What to work on =
Reproduce each line of the material exactly, minus any picture.

Available data =
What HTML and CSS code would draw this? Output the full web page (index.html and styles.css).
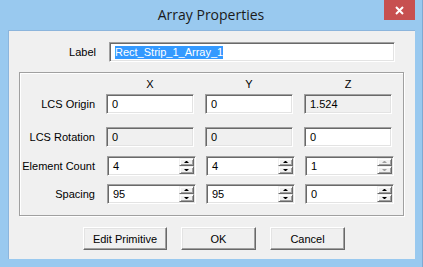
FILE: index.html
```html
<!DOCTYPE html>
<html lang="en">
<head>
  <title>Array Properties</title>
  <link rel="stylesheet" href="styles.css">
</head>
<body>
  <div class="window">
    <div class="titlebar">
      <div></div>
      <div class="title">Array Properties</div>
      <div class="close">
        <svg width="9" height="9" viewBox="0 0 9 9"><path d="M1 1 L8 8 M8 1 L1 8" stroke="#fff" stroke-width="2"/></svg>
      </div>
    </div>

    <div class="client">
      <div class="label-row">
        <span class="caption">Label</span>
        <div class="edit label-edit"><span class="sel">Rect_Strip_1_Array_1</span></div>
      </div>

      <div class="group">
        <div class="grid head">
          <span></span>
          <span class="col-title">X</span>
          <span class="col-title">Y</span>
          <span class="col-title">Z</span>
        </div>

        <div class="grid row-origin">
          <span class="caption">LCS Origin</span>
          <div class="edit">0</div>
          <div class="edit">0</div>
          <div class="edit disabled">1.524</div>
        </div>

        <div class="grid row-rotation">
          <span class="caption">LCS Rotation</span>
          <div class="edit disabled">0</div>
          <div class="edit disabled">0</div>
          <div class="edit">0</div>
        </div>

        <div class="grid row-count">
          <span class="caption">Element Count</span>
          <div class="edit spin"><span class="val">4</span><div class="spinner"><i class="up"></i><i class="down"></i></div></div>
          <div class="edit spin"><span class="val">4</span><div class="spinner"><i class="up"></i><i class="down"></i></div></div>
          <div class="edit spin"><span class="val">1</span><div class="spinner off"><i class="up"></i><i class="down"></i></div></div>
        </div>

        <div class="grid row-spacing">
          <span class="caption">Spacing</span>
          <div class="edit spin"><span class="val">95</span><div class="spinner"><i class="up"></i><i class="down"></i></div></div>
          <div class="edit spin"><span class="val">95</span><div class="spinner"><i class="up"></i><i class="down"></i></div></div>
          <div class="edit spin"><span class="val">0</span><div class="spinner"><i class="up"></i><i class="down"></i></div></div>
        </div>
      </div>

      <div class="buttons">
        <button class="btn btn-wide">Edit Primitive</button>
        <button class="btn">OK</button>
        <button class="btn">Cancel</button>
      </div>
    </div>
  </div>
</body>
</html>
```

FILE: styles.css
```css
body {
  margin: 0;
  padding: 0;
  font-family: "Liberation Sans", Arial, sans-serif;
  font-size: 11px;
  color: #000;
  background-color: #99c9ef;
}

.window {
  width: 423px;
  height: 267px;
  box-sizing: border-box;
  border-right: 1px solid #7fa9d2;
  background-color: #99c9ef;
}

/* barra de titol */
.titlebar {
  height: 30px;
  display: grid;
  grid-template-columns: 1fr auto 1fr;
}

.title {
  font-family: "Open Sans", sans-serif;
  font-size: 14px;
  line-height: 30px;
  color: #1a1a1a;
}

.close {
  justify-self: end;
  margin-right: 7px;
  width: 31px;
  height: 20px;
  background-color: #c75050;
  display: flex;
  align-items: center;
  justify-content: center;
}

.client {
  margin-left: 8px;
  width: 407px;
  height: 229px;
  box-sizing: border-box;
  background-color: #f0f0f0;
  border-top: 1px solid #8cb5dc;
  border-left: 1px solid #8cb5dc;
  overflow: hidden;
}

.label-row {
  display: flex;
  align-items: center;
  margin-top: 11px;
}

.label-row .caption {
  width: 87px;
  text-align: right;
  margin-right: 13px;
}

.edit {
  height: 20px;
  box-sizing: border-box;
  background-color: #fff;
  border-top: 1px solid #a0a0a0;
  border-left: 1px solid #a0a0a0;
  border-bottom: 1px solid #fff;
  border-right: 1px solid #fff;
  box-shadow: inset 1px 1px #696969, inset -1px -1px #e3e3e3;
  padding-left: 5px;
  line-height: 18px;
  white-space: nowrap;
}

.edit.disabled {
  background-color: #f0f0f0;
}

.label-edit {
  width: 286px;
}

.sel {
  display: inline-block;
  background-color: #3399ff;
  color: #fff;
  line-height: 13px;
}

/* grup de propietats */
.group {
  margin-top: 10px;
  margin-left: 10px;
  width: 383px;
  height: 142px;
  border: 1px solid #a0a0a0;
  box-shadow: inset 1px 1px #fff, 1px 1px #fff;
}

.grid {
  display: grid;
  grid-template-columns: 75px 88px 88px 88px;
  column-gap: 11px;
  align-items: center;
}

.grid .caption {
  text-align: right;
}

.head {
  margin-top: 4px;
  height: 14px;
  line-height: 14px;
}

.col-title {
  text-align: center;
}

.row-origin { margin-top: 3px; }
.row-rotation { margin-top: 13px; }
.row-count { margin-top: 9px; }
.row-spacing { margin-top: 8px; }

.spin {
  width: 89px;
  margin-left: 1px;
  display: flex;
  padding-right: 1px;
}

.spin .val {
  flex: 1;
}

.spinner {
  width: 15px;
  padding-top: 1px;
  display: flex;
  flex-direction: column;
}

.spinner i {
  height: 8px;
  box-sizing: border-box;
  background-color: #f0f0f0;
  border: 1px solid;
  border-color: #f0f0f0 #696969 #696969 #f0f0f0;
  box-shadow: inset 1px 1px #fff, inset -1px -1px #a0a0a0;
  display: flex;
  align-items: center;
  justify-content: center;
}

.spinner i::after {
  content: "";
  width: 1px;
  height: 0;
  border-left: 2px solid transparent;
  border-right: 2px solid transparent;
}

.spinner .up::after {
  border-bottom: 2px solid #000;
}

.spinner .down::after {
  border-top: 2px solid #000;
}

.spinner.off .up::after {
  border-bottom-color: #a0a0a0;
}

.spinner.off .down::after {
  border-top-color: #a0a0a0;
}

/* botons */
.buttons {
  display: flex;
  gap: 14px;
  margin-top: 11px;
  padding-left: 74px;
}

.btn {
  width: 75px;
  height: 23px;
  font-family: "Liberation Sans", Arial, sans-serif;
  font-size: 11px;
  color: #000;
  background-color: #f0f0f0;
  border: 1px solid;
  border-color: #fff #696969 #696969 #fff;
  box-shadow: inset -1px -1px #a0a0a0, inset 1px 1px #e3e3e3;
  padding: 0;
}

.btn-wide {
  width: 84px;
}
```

Complete output =
What HTML and CSS code would draw this? Output the full web page (index.html and styles.css).
FILE: index.html
```html
<!DOCTYPE html>
<html lang="en">
<head>
  <title>Array Properties</title>
  <link rel="stylesheet" href="styles.css">
</head>
<body>
  <div class="window">
    <div class="titlebar">
      <div></div>
      <div class="title">Array Properties</div>
      <div class="close">
        <svg width="9" height="9" viewBox="0 0 9 9"><path d="M1 1 L8 8 M8 1 L1 8" stroke="#fff" stroke-width="2"/></svg>
      </div>
    </div>

    <div class="client">
      <div class="label-row">
        <span class="caption">Label</span>
        <div class="edit label-edit"><span class="sel">Rect_Strip_1_Array_1</span></div>
      </div>

      <div class="group">
        <div class="grid head">
          <span></span>
          <span class="col-title">X</span>
          <span class="col-title">Y</span>
          <span class="col-title">Z</span>
        </div>

        <div class="grid row-origin">
          <span class="caption">LCS Origin</span>
          <div class="edit">0</div>
          <div class="edit">0</div>
          <div class="edit disabled">1.524</div>
        </div>

        <div class="grid row-rotation">
          <span class="caption">LCS Rotation</span>
          <div class="edit disabled">0</div>
          <div class="edit disabled">0</div>
          <div class="edit">0</div>
        </div>

        <div class="grid row-count">
          <span class="caption">Element Count</span>
          <div class="edit spin"><span class="val">4</span><div class="spinner"><i class="up"></i><i class="down"></i></div></div>
          <div class="edit spin"><span class="val">4</span><div class="spinner"><i class="up"></i><i class="down"></i></div></div>
          <div class="edit spin"><span class="val">1</span><div class="spinner off"><i class="up"></i><i class="down"></i></div></div>
        </div>

        <div class="grid row-spacing">
          <span class="caption">Spacing</span>
          <div class="edit spin"><span class="val">95</span><div class="spinner"><i class="up"></i><i class="down"></i></div></div>
          <div class="edit spin"><span class="val">95</span><div class="spinner"><i class="up"></i><i class="down"></i></div></div>
          <div class="edit spin"><span class="val">0</span><div class="spinner"><i class="up"></i><i class="down"></i></div></div>
        </div>
      </div>

      <div class="buttons">
        <button class="btn btn-wide">Edit Primitive</button>
        <button class="btn">OK</button>
        <button class="btn">Cancel</button>
      </div>
    </div>
  </div>
</body>
</html>
```

FILE: styles.css
```css
body {
  margin: 0;
  padding: 0;
  font-family: "Liberation Sans", Arial, sans-serif;
  font-size: 11px;
  color: #000;
  background-color: #99c9ef;
}

.window {
  width: 423px;
  height: 267px;
  box-sizing: border-box;
  border-right: 1px solid #7fa9d2;
  background-color: #99c9ef;
}

/* barra de titol */
.titlebar {
  height: 30px;
  display: grid;
  grid-template-columns: 1fr auto 1fr;
}

.title {
  font-family: "Open Sans", sans-serif;
  font-size: 14px;
  line-height: 30px;
  color: #1a1a1a;
}

.close {
  justify-self: end;
  margin-right: 7px;
  width: 31px;
  height: 20px;
  background-color: #c75050;
  display: flex;
  align-items: center;
  justify-content: center;
}

.client {
  margin-left: 8px;
  width: 407px;
  height: 229px;
  box-sizing: border-box;
  background-color: #f0f0f0;
  border-top: 1px solid #8cb5dc;
  border-left: 1px solid #8cb5dc;
  overflow: hidden;
}

.label-row {
  display: flex;
  align-items: center;
  margin-top: 11px;
}

.label-row .caption {
  width: 87px;
  text-align: right;
  margin-right: 13px;
}

.edit {
  height: 20px;
  box-sizing: border-box;
  background-color: #fff;
  border-top: 1px solid #a0a0a0;
  border-left: 1px solid #a0a0a0;
  border-bottom: 1px solid #fff;
  border-right: 1px solid #fff;
  box-shadow: inset 1px 1px #696969, inset -1px -1px #e3e3e3;
  padding-left: 5px;
  line-height: 18px;
  white-space: nowrap;
}

.edit.disabled {
  background-color: #f0f0f0;
}

.label-edit {
  width: 286px;
}

.sel {
  display: inline-block;
  background-color: #3399ff;
  color: #fff;
  line-height: 13px;
}

/* grup de propietats */
.group {
  margin-top: 10px;
  margin-left: 10px;
  width: 383px;
  height: 142px;
  border: 1px solid #a0a0a0;
  box-shadow: inset 1px 1px #fff, 1px 1px #fff;
}

.grid {
  display: grid;
  grid-template-columns: 75px 88px 88px 88px;
  column-gap: 11px;
  align-items: center;
}

.grid .caption {
  text-align: right;
}

.head {
  margin-top: 4px;
  height: 14px;
  line-height: 14px;
}

.col-title {
  text-align: center;
}

.row-origin { margin-top: 3px; }
.row-rotation { margin-top: 13px; }
.row-count { margin-top: 9px; }
.row-spacing { margin-top: 8px; }

.spin {
  width: 89px;
  margin-left: 1px;
  display: flex;
  padding-right: 1px;
}

.spin .val {
  flex: 1;
}

.spinner {
  width: 15px;
  padding-top: 1px;
  display: flex;
  flex-direction: column;
}

.spinner i {
  height: 8px;
  box-sizing: border-box;
  background-color: #f0f0f0;
  border: 1px solid;
  border-color: #f0f0f0 #696969 #696969 #f0f0f0;
  box-shadow: inset 1px 1px #fff, inset -1px -1px #a0a0a0;
  display: flex;
  align-items: center;
  justify-content: center;
}

.spinner i::after {
  content: "";
  width: 1px;
  height: 0;
  border-left: 2px solid transparent;
  border-right: 2px solid transparent;
}

.spinner .up::after {
  border-bottom: 2px solid #000;
}

.spinner .down::after {
  border-top: 2px solid #000;
}

.spinner.off .up::after {
  border-bottom-color: #a0a0a0;
}

.spinner.off .down::after {
  border-top-color: #a0a0a0;
}

/* botons */
.buttons {
  display: flex;
  gap: 14px;
  margin-top: 11px;
  padding-left: 74px;
}

.btn {
  width: 75px;
  height: 23px;
  font-family: "Liberation Sans", Arial, sans-serif;
  font-size: 11px;
  color: #000;
  background-color: #f0f0f0;
  border: 1px solid;
  border-color: #fff #696969 #696969 #fff;
  box-shadow: inset -1px -1px #a0a0a0, inset 1px 1px #e3e3e3;
  padding: 0;
}

.btn-wide {
  width: 84px;
}
```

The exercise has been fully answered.